Our Walden: A Fluid Text Data Dictionary has been updated, so now TEI experts and novices alike can view the substratum of encoding mark-up–  the usage of TEI elements and attributes, as well as definitions and further usage tips. On a similar note for coders and the curious, our XSLT source code is now available [zip, tar.gz].

Support for Thoreau’s journal notes (added by Dr. Paul Schacht’s “Literature and Literary Study in a Digital Age” course students) are now available in our work as Notes studded throughout the text. These journal notes were the earliest conceptions of many famous thoughts and passages found in Walden, jotted down by Thoreau years in advance. If you want to take a look at the student work and how this was done through scholarship and various coding methods for this semester-long undertaking, head over here.

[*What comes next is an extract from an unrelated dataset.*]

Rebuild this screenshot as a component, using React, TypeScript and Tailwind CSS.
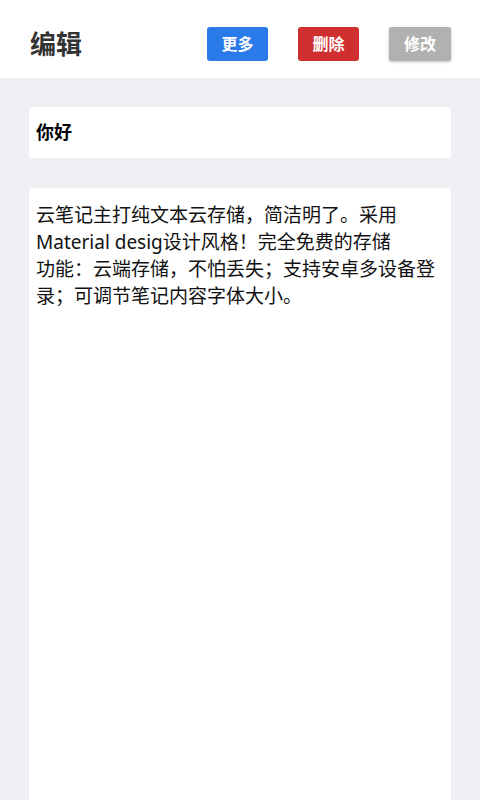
import React from "react";

export default function App() {
  const font = { fontFamily: '"Noto Sans", "Noto Sans CJK SC", sans-serif' };
  const lines: React.ReactNode[] = [
    <>云笔记主打纯文本云存储<C>，</C>简洁明了<C>。</C>采用</>,
    <>Material desig设计风格<C>！</C>完全免费的存储</>,
    <>功能<C>：</C>云端存储<C>，</C>不怕丢失<C>；</C>支持安卓多设备登</>,
    <>录<C>；</C>可调节笔记内容字体大小<C>。</C></>,
  ];
  return (
    <div className="w-[480px] h-[800px] bg-[#efeff4] flex flex-col overflow-hidden" style={font}>
      <div className="h-[78px] bg-white flex items-center pl-[30px] pr-[29px] pt-[9px] shrink-0">
        <div className="text-[26px] font-bold text-[#333333] flex-1 leading-none">编辑</div>
        <div className="flex gap-[30px]">
          <button className="w-[61px] h-[34px] rounded-[3px] bg-[#2a7ae9] text-white text-[16px] font-bold leading-none">更多</button>
          <button className="w-[61px] h-[34px] rounded-[3px] bg-[#d12f2f] text-white text-[16px] font-bold leading-none">删除</button>
          <button className="w-[62px] h-[34px] rounded-[3px] bg-[#b1b1b1] text-white text-[16px] font-bold leading-none shadow-[0_1px_3px_rgba(0,0,0,0.25)]">修改</button>
        </div>
      </div>
      <div className="flex flex-col px-[29px] pt-[29px] gap-[30px] flex-1">
        <div className="h-[51px] bg-white rounded-[4px] flex items-center px-[7px]">
          <span className="text-[18px] font-bold text-black">你好</span>
        </div>
        <div className="flex-1 bg-white rounded-t-[4px] px-[7px] pt-[13px]">
          <div className="text-[19px] leading-[26px] text-[#111111] whitespace-nowrap">
            {lines.map((l, i) => (
              <div key={i}>{l}</div>
            ))}
          </div>
        </div>
      </div>
    </div>
  );
}

function C({ children }: { children: React.ReactNode }) {
  return (
    <span className="inline-block w-[19px]" style={{ fontFamily: '"Noto Sans CJK SC", sans-serif' }}>
      {children}
    </span>
  );
}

In our polishing, we’ve also overhauled the graphical qualities of Walden: A Fluid Text. Stylistic textual rendering has been tweaked, and the distinctive tables in Economy, the inaugural and often mathematical chapter, are reformatted for easier understanding. Currently, individual columns in the versioning machine layout can now scroll independently of each other as well, so that reader’s can compare different sections of Walden at once.

What’s Next

Screen Shot 2014-12-03 at 11.47.34 AMOur Fluid Text, as the name suggests, is always changing, and we have many more features in mind. In keeping with the possibilities of digital tools, and TEI in particular, we have a planned revamp of the website interface to gild our look with a simplicity inspired by Walden itself. Dr. Paul Schacht plans on involving students in this project through further work in his Digital Studies course. A new users manual is planned to accompany the new look. Special attention will also be paid to accessibility on tablet screens, for scholars who want to read Thoreau in the library and woods alike.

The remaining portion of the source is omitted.